▸ **TASK STATEMENT**: Repeat the listing exactly as given, omitting every image.

— Start —

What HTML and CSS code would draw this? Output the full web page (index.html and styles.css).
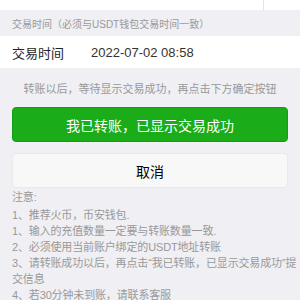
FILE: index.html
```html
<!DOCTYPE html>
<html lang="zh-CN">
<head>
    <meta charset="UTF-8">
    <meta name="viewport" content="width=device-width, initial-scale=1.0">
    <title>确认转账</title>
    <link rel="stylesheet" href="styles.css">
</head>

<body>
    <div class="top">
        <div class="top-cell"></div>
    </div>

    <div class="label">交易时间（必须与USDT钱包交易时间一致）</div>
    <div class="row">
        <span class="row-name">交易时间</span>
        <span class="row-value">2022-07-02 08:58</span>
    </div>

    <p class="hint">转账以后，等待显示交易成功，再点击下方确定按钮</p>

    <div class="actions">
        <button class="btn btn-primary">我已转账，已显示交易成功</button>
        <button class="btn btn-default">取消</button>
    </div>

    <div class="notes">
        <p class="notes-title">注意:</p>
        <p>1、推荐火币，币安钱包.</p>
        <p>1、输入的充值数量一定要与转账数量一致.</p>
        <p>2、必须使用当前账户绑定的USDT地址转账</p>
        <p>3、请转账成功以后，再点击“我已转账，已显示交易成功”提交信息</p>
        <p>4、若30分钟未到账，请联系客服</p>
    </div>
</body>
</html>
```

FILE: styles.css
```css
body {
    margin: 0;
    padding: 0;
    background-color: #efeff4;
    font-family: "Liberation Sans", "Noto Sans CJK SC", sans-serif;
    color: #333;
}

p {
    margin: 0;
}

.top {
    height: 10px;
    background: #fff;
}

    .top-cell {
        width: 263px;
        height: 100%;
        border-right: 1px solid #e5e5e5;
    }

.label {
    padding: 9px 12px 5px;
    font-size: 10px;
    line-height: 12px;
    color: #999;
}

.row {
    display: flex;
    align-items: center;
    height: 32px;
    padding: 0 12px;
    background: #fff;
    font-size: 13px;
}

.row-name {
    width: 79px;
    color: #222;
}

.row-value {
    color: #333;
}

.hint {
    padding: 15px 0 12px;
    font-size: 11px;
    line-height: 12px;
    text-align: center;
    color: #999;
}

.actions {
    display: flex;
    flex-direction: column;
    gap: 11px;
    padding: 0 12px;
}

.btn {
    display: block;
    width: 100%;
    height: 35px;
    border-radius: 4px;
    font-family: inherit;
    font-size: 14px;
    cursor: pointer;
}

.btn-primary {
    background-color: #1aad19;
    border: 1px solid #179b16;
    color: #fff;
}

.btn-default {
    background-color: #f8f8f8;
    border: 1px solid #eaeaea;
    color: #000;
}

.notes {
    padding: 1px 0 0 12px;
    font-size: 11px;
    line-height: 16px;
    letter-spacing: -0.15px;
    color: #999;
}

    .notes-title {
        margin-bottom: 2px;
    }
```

— End —

▸ **REPLY TO THE EXERCISE**:
What HTML and CSS code would draw this? Output the full web page (index.html and styles.css).
FILE: index.html
```html
<!DOCTYPE html>
<html lang="zh-CN">
<head>
    <meta charset="UTF-8">
    <meta name="viewport" content="width=device-width, initial-scale=1.0">
    <title>确认转账</title>
    <link rel="stylesheet" href="styles.css">
</head>

<body>
    <div class="top">
        <div class="top-cell"></div>
    </div>

    <div class="label">交易时间（必须与USDT钱包交易时间一致）</div>
    <div class="row">
        <span class="row-name">交易时间</span>
        <span class="row-value">2022-07-02 08:58</span>
    </div>

    <p class="hint">转账以后，等待显示交易成功，再点击下方确定按钮</p>

    <div class="actions">
        <button class="btn btn-primary">我已转账，已显示交易成功</button>
        <button class="btn btn-default">取消</button>
    </div>

    <div class="notes">
        <p class="notes-title">注意:</p>
        <p>1、推荐火币，币安钱包.</p>
        <p>1、输入的充值数量一定要与转账数量一致.</p>
        <p>2、必须使用当前账户绑定的USDT地址转账</p>
        <p>3、请转账成功以后，再点击“我已转账，已显示交易成功”提交信息</p>
        <p>4、若30分钟未到账，请联系客服</p>
    </div>
</body>
</html>
```

FILE: styles.css
```css
body {
    margin: 0;
    padding: 0;
    background-color: #efeff4;
    font-family: "Liberation Sans", "Noto Sans CJK SC", sans-serif;
    color: #333;
}

p {
    margin: 0;
}

.top {
    height: 10px;
    background: #fff;
}

    .top-cell {
        width: 263px;
        height: 100%;
        border-right: 1px solid #e5e5e5;
    }

.label {
    padding: 9px 12px 5px;
    font-size: 10px;
    line-height: 12px;
    color: #999;
}

.row {
    display: flex;
    align-items: center;
    height: 32px;
    padding: 0 12px;
    background: #fff;
    font-size: 13px;
}

.row-name {
    width: 79px;
    color: #222;
}

.row-value {
    color: #333;
}

.hint {
    padding: 15px 0 12px;
    font-size: 11px;
    line-height: 12px;
    text-align: center;
    color: #999;
}

.actions {
    display: flex;
    flex-direction: column;
    gap: 11px;
    padding: 0 12px;
}

.btn {
    display: block;
    width: 100%;
    height: 35px;
    border-radius: 4px;
    font-family: inherit;
    font-size: 14px;
    cursor: pointer;
}

.btn-primary {
    background-color: #1aad19;
    border: 1px solid #179b16;
    color: #fff;
}

.btn-default {
    background-color: #f8f8f8;
    border: 1px solid #eaeaea;
    color: #000;
}

.notes {
    padding: 1px 0 0 12px;
    font-size: 11px;
    line-height: 16px;
    letter-spacing: -0.15px;
    color: #999;
}

    .notes-title {
        margin-bottom: 2px;
    }
```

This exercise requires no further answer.